All signs point to the fact that Sharp is one of the manufacturers of the next iPhone display. In fact, the phone might even use Sharp’s new IGZO technology. But if Wall Street Journal’s reports that Sharp has halted production of the displays due to problems are true, you might wanna be among the first to preorder the iPhone 5 (or next iPhone, or iPhone 6, or whatever), as supply could be short when it first releases.
It shouldn’t hold up the release of the phone however, as WSJ points out there are two other manufacturers.
Sharp is one of the three suppliers of LCD panels for the next iPhone. The other two suppliers-Japan Display Inc. and South Korea’s LG Display Co. -have already started shipping the screens to Apple, according to other people familiar with the situation.
Sharp did the same thing with the iPad earlier this year and it mostly worked out OK, but the iPhone tends to be a hotter item, so the likelihood of a shortage is greater. The other option is just to wait a few months to make sure all the manufacturing kinks are worked out of these devices altogether. [WSJ]

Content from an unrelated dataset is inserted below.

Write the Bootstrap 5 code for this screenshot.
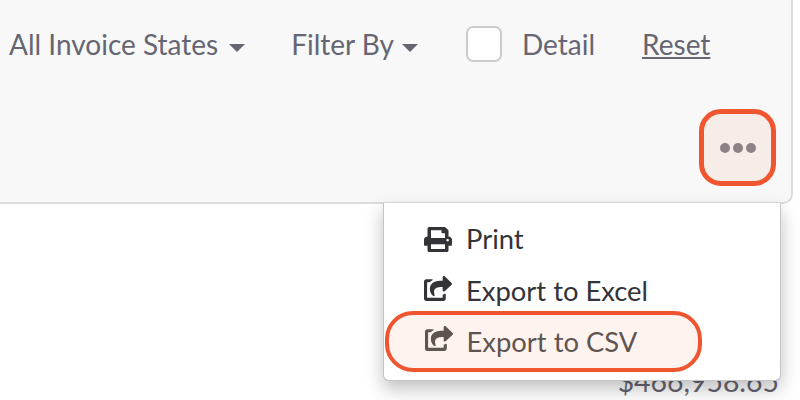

Hmmm, launch a product that you already know will sell well on the back of a rumour of possible shortage. In recent years the size of hysterical crowds awaiting the release of the latest iPhone have reduced as the number of outlets through which they are available has grown. Throw a little availability scare into the mix and people will most likely converge on the Apple stores again.
I am not saying Apple are behind this rumour, or even that it’s false, just that it would serve them.
Tech companies have been doing this for donkey’s years.
The best one I can remember was fed to me while I was at Argos. It was some nonsense about a shipment of Sony PS2s being stuck in the Suez Canal in the run-up to Christmas as trained dolphins had discovered unexploded WWII Depth Charges in the Shipping lane.
“The Nazis from the dark side of the moon stole my first shipment of iPhone 5′s I swear!”